States in the aftermath of the 9/11 attacks. The Nazi government,

against religion, saw the salvation of the German people in messianic

terms.

 

Many liberals and conservatives are concerned where all of this might

lead. Professor Fritz Stern, a professor of German studies at Columbia

University, pointed out that Hitler saw himself as " the instrument of

providence " who fused his " racial dogma with Germanic Christianity. "

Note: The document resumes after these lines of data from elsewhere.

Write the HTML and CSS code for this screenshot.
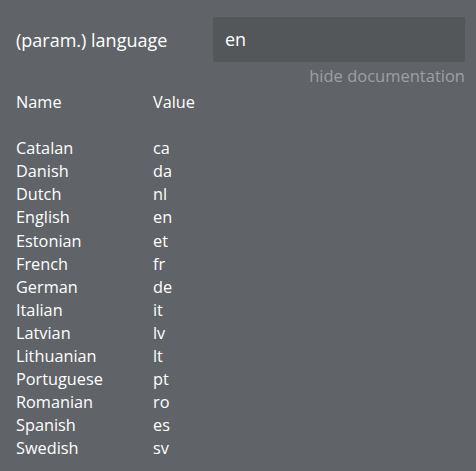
FILE: index.html
```html
<!DOCTYPE html>
<html>
<head>
<meta charset="utf-8">
<link rel="stylesheet" href="styles.css">
</head>
<body>
<div class="panel">
  <div class="param-row">
    <div class="param-label">(param.) language</div>
    <div class="param-input">en</div>
  </div>
  <div class="doc-link">hide documentation</div>
  <div class="table">
    <div class="row head"><span class="name">Name</span><span class="value">Value</span></div>
    <div class="row spacer"></div>
    <div class="row"><span class="name">Catalan</span><span class="value">ca</span></div>
    <div class="row"><span class="name">Danish</span><span class="value">da</span></div>
    <div class="row"><span class="name">Dutch</span><span class="value">nl</span></div>
    <div class="row"><span class="name">English</span><span class="value">en</span></div>
    <div class="row"><span class="name">Estonian</span><span class="value">et</span></div>
    <div class="row"><span class="name">French</span><span class="value">fr</span></div>
    <div class="row"><span class="name">German</span><span class="value">de</span></div>
    <div class="row"><span class="name">Italian</span><span class="value">it</span></div>
    <div class="row"><span class="name">Latvian</span><span class="value">lv</span></div>
    <div class="row"><span class="name">Lithuanian</span><span class="value">lt</span></div>
    <div class="row"><span class="name">Portuguese</span><span class="value">pt</span></div>
    <div class="row"><span class="name">Romanian</span><span class="value">ro</span></div>
    <div class="row"><span class="name">Spanish</span><span class="value">es</span></div>
    <div class="row"><span class="name">Swedish</span><span class="value">sv</span></div>
  </div>
</div>
</body>
</html>
```
FILE: styles.css
```css
html, body {
  margin: 0;
  padding: 0;
  background: #606468;
  width: 476px;
  height: 471px;
  overflow: hidden;
}
.panel {
  font-family: "Open Sans", "DejaVu Sans", sans-serif;
  color: #ffffff;
  padding: 17px 11px 0 16px;
}
.param-row {
  display: flex;
  align-items: center;
  height: 45px;
}
.param-label {
  width: 197px;
  font-size: 18px;
}
.param-input {
  flex: 1;
  height: 45px;
  background: #53575a;
  border-radius: 2px;
  box-sizing: border-box;
  padding-left: 12px;
  font-size: 18px;
  line-height: 45px;
}
.doc-link {
  text-align: right;
  font-size: 16.5px;
  color: #9ca0a3;
  margin-top: 2px;
  line-height: 24px;
}
.table {
  margin-top: 3px;
}
.row {
  display: flex;
  font-size: 16.3px;
  line-height: 23.1px;
  height: 23.1px;
}
.name {
  width: 137px;
}
```
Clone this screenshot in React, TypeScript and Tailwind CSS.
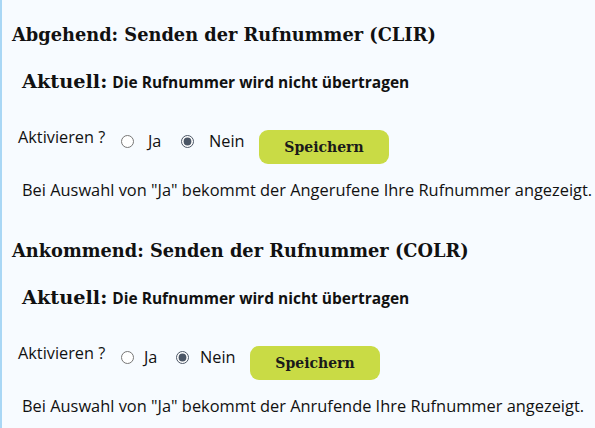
import React, { useState } from 'react';

const slab = { fontFamily: '"DejaVu Serif", serif' };

type SectionProps = {
  title: string;
  name: string;
  hint: string;
  compact?: boolean;
};

const Section: React.FC<SectionProps> = ({ title, name, hint, compact }) => {
  const [value, setValue] = useState<'ja' | 'nein'>('nein');

  return (
    <section>
      <h2 className="text-[17.8px] font-bold leading-[22px] pl-[10px] text-[#111]" style={slab}>{title}</h2>

      <p className="mt-[24px] pl-[20px] flex items-baseline gap-[5px] leading-[24px]">
        <span className="text-[19.3px] font-bold" style={slab}>Aktuell:</span>
        <span className="text-[15.5px] font-bold">Die Rufnummer wird nicht übertragen</span>
      </p>

      <div className="mt-[33px] pl-[16px] flex items-start text-[16.3px] leading-[20px]">
        <span className="w-[103px] shrink-0">Aktivieren ?</span>
        <div className="flex items-center mt-[4px]">
          <label className={`flex items-center ${compact ? 'w-[55px] gap-[10px]' : 'w-[60px] gap-[14px]'}`}>
            <input type="radio" name={name} checked={value === 'ja'} onChange={() => setValue('ja')} className="w-[13px] h-[13px] m-0 accent-gray-600" />
            Ja
          </label>
          <label className={`flex items-center ${compact ? 'w-[74px] gap-[11px]' : 'w-[78px] gap-[15px]'}`}>
            <input type="radio" name={name} checked={value === 'nein'} onChange={() => setValue('nein')} className="w-[13px] h-[13px] m-0 accent-gray-600" />
            Nein
          </label>
        </div>
        <button className="mt-[3px] w-[130px] h-[34px] rounded-[9px] bg-[#c9db45] text-[14px] font-bold text-[#1a1a1a]" style={slab}>
          Speichern
        </button>
      </div>

      <p className="mt-[15px] pl-[20px] text-[16.4px] leading-[22px] whitespace-nowrap">{hint}</p>
    </section>
  );
};

export default function App() {
  return (
    <div
      className="w-[595px] h-[428px] overflow-hidden bg-[#f7fbff] border-l-2 border-[#a9d7f5] text-[#111] pt-[24px]"
      style={{ fontFamily: '"Open Sans", Arial, sans-serif' }}
    >
      <Section
        title="Abgehend: Senden der Rufnummer (CLIR)"
        name="clir"
        hint={'Bei Auswahl von "Ja" bekommt der Angerufene Ihre Rufnummer angezeigt.'}
      />
      <div className="h-[39px]" />
      <Section
        title="Ankommend: Senden der Rufnummer (COLR)"
        name="colr"
        compact
        hint={'Bei Auswahl von "Ja" bekommt der Anrufende Ihre Rufnummer angezeigt.'}
      />
    </div>
  );
}
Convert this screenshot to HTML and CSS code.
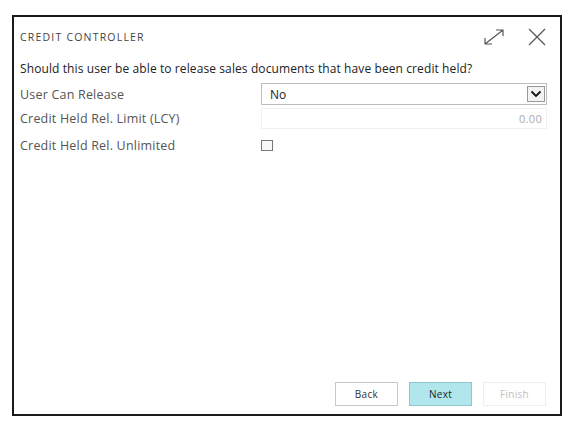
FILE: index.html
```html
<!DOCTYPE html>
<html>
<head>
<meta charset="utf-8">
<link rel="stylesheet" href="styles.css">
</head>
<body>
<div class="dialog">
  <div class="header">
    <div class="title">CREDIT CONTROLLER</div>
    <div class="actions">
      <svg class="icon" width="22" height="18" viewBox="0 0 22 18">
        <path d="M2 16 L20 2 M13 2 H20 V8 M2 10 V16 H9" fill="none" stroke="#555" stroke-width="1.2"/>
      </svg>
      <svg class="icon" width="18" height="18" viewBox="0 0 18 18">
        <path d="M1 1 L17 17 M17 1 L1 17" fill="none" stroke="#555" stroke-width="1.2"/>
      </svg>
    </div>
  </div>
  <div class="question">Should this user be able to release sales documents that have been credit held?</div>
  <div class="form">
    <div class="label">User Can Release</div>
    <div class="select">
      <span>No</span>
      <span class="drop">
        <svg width="12" height="8" viewBox="0 0 12 8"><path d="M1.5 1.5 L6 6 L10.5 1.5" fill="none" stroke="#111" stroke-width="1.8"/></svg>
      </span>
    </div>
    <div class="label">Credit Held Rel. Limit (LCY)</div>
    <div class="input">0.00</div>
    <div class="label row3">Credit Held Rel. Unlimited</div>
    <div class="checkcell row3"><span class="checkbox"></span></div>
  </div>
  <div class="spacer"></div>
  <div class="footer">
    <button class="btn">Back</button>
    <button class="btn primary">Next</button>
    <button class="btn disabled">Finish</button>
  </div>
</div>
</body>
</html>
```
FILE: styles.css
```css
html, body {
  margin: 0;
  padding: 0;
  background: #fff;
}
body {
  padding: 15px 0 0 12px;
  font-family: "Open Sans", "Noto Sans", sans-serif;
}
.dialog {
  width: 550px;
  height: 401px;
  box-sizing: border-box;
  border: 2px solid #1a1a1a;
  display: flex;
  flex-direction: column;
  padding: 0 13px 0 6px;
}
.header {
  display: flex;
  justify-content: space-between;
  align-items: center;
  height: 39px;
}
.title {
  font-size: 10.5px;
  color: #444;
  letter-spacing: 1.2px;
}
.actions {
  display: flex;
  align-items: center;
  gap: 23px;
  padding-right: 1px;
}
.icon { display: block; }
.question {
  font-size: 12px;
  letter-spacing: 0.1px;
  color: #222;
  height: 26px;
  line-height: 26px;
  white-space: nowrap;
}
.form {
  display: grid;
  grid-template-columns: 241px 286px;
  grid-template-rows: 24px 24px 27px;
  align-items: center;
}
.label {
  font-size: 12.5px;
  letter-spacing: 0.2px;
  color: #555;
}
.row3 { padding-top: 3px; }
.select {
  height: 22px;
  box-sizing: border-box;
  border: 1.5px solid #bdbdbd;
  display: flex;
  align-items: center;
  justify-content: space-between;
  padding: 0 1px 0 8px;
  font-size: 12px;
  color: #222;
}
.drop {
  width: 18px;
  height: 16px;
  box-sizing: border-box;
  border: 1px solid #999;
  background: #f2f2f2;
  display: flex;
  align-items: center;
  justify-content: center;
}
.input {
  height: 21px;
  box-sizing: border-box;
  border: 1px solid #f0f0f0;
  text-align: right;
  padding-right: 4px;
  font-size: 11px;
  letter-spacing: 0.3px;
  color: #aaa;
  line-height: 19px;
}
.checkcell { display: flex; align-items: center; }
.checkbox {
  width: 10px;
  height: 9px;
  border: 1px solid #777;
  background: #f7f7f7;
}
.spacer { flex: 1; }
.footer {
  display: flex;
  justify-content: flex-end;
  gap: 11px;
  padding-bottom: 8px;
  padding-right: 1px;
}
.btn {
  width: 63px;
  height: 24px;
  font-family: "Open Sans", sans-serif;
  font-size: 10px;
  letter-spacing: 0.3px;
  border: 1px solid #c8c8c8;
  background: #fff;
  color: #333;
  padding: 0;
}
.btn.primary {
  background: #b0e6ec;
  border-color: #8cc8ce;
  color: #222;
}
.btn.disabled {
  border-color: #eee;
  color: #c0c0c0;
}
```
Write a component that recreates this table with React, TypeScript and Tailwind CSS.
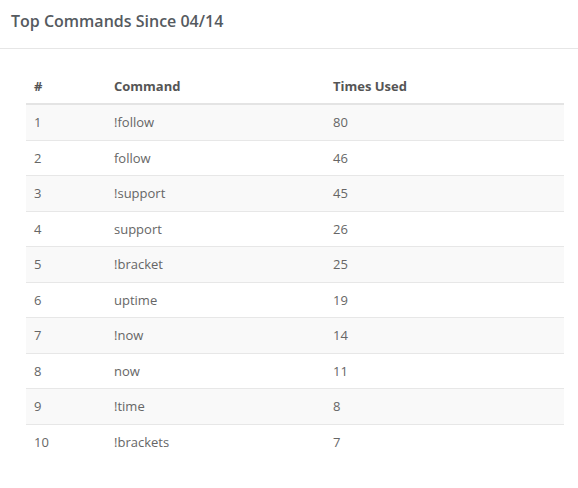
const rows: [number, string, number][] = [
  [1, '!follow', 80],
  [2, 'follow', 46],
  [3, '!support', 45],
  [4, 'support', 26],
  [5, '!bracket', 25],
  [6, 'uptime', 19],
  [7, '!now', 14],
  [8, 'now', 11],
  [9, '!time', 8],
  [10, '!brackets', 7],
]

export default function App() {
  return (
    <div className="w-[578px] h-[488px] bg-white font-['Open_Sans',sans-serif] text-[13px] text-[#666]">
      {/* panel heading */}
      <div className="h-[49px] border-b border-[#e6e6e6] px-[11px] flex items-center">
        <h3 className="text-[16px] font-semibold text-[#555a60] leading-none pb-[7px]">Top Commands Since 04/14</h3>
      </div>

      <div className="px-[26px] pt-[19px] pr-[14px]">
        <table className="w-full border-collapse">
          <thead>
            <tr className="border-b-2 border-[#e4e4e4]">
              <th className="w-[80px] text-left font-bold text-[#555] px-2 pt-[9px] pb-[7px] leading-[19px]">#</th>
              <th className="w-[219px] text-left font-bold text-[#555] px-2 pt-[9px] pb-[7px] leading-[19px]">Command</th>
              <th className="text-left font-bold text-[#555] px-2 pt-[9px] pb-[7px] leading-[19px]">Times Used</th>
            </tr>
          </thead>
          <tbody>
            {rows.map(([n, cmd, used]) => (
              <tr key={n} className="border-t border-[#e7e7e7] odd:bg-[#f9f9f9]">
                <td className="px-2 py-2 leading-[18.5px]">{n}</td>
                <td className="px-2 py-2 leading-[18.5px]">{cmd}</td>
                <td className="px-2 py-2 leading-[18.5px]">{used}</td>
              </tr>
            ))}
          </tbody>
        </table>
      </div>
    </div>
  )
}
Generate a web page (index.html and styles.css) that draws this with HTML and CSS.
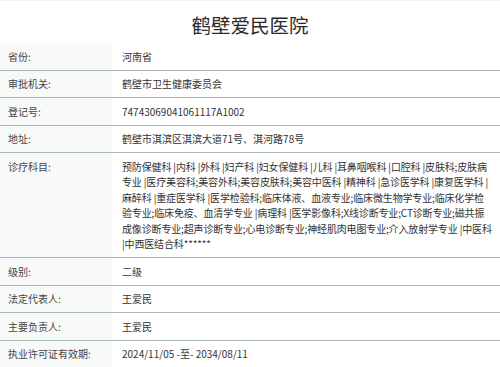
FILE: index.html
```html
<!DOCTYPE html>
<html lang="zh-CN">
<head>
<meta charset="utf-8">
<title>鹤壁爱民医院</title>
<link rel="stylesheet" href="styles.css">
</head>
<body>
<div class="page">
  <h1 class="title">鹤壁爱民医院</h1>
  <table class="info">
    <tr><th>省份:</th><td>河南省</td></tr>
    <tr><th>审批机关:</th><td>鹤壁市卫生健康委员会</td></tr>
    <tr><th>登记号:</th><td>74743069041061117A1002</td></tr>
    <tr><th>地址:</th><td>鹤壁市淇滨区淇滨大道71号、淇河路78号</td></tr>
    <tr><th>诊疗科目:</th><td class="subjects">预防保健科 |内科 |外科 |妇产科 |妇女保健科 |儿科 |耳鼻咽喉科 |口腔科 |皮肤科;皮肤病<br>专业 |医疗美容科;美容外科;美容皮肤科;美容中医科 |精神科 |急诊医学科 |康复医学科 |<br>麻醉科 |重症医学科 |医学检验科;临床体液、血液专业;临床微生物学专业;临床化学检<br>验专业;临床免疫、血清学专业 |病理科 |医学影像科;X线诊断专业;CT诊断专业;磁共振<br>成像诊断专业;超声诊断专业;心电诊断专业;神经肌肉电图专业;介入放射学专业 |中医科<br>|中西医结合科******</td></tr>
    <tr><th>级别:</th><td>二级</td></tr>
    <tr><th>法定代表人:</th><td>王爱民</td></tr>
    <tr><th>主要负责人:</th><td>王爱民</td></tr>
    <tr><th>执业许可证有效期:</th><td>2024/11/05 -至- 2034/08/11</td></tr>
  </table>
</div>
</body>
</html>
```

FILE: styles.css
```css
html, body {
  margin: 0;
  padding: 0;
  background: #ffffff;
}

.page {
  font-family: "Noto Sans CJK SC", "Noto Sans", sans-serif;
  color: #333333;
  font-size: 10px;
}

.title {
  margin: 0;
  height: 43px;
  line-height: 43px;
  text-align: center;
  font-size: 19.5px;
  font-weight: normal;
  color: #2b2b2b;
  border-top: 1px solid #f0f2f2;
  box-sizing: border-box;
  padding-top: 2px;
}

.info {
  width: 100%;
  border-collapse: collapse;
  table-layout: fixed;
}

.info tr {
  border-bottom: 1px solid #a9bbb7;
}

.info th,
.info td {
  padding: 5.5px 8px 5.5px 8px;
  line-height: 15.5px;
  text-align: left;
  vertical-align: top;
  font-weight: normal;
}

.info th {
  width: 96px;
  background: #f8f9f9;
  color: #444444;
}

.info td {
  padding-left: 10px;
  padding-right: 6px;
  color: #333333;
}

.info .subjects {
  white-space: nowrap;
  letter-spacing: -0.15px;
}
```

Paul Craig Roberts, a senior fellow at the Hoover Institution and a

former Wall Street Journal editor, writes of the " brownshirting " of

American conservatism—he says the hype about terrorism serves little

or " no purpose other than to build a police state that is far more

dangerous to Americans than terrorists. "

 

The pressure for fascism comes not just from the top. Without the

people's support, the Weimar government would not have been overthrown.

 

The change here is incremental and harder to see.

 

How we conduct the " war on terror " tells the American people who we

are and what this country stands for. America has the oldest and most

dynamic democracy in the world. It can right itself if the people

want it bad enough to fight harder.

 

Martin Garbus is a partner in the law firm of Davis & Gilbert LLP and

one of the country's leading trial lawyers. Mr. Garbus aggressively

represents his clients in the courts and in the media. He has appeared

before the United States Supreme Court as well as the highest state

and federal courts in the nation. His devotion to ethics, justice and

the law has earned him respect among the legal community and beyond as

well as prominent awards. Time Magazine has named him " legendary . . .

one of the best trial lawyers in the country, " while Newsweek , the

National Law Journal and other media agree that Mr. Garbus is

America's " most prominent First Amendment lawyer, " with an

" extraordinarily diverse practice. " The National Law Journal named him

one of the country's top ten litigators.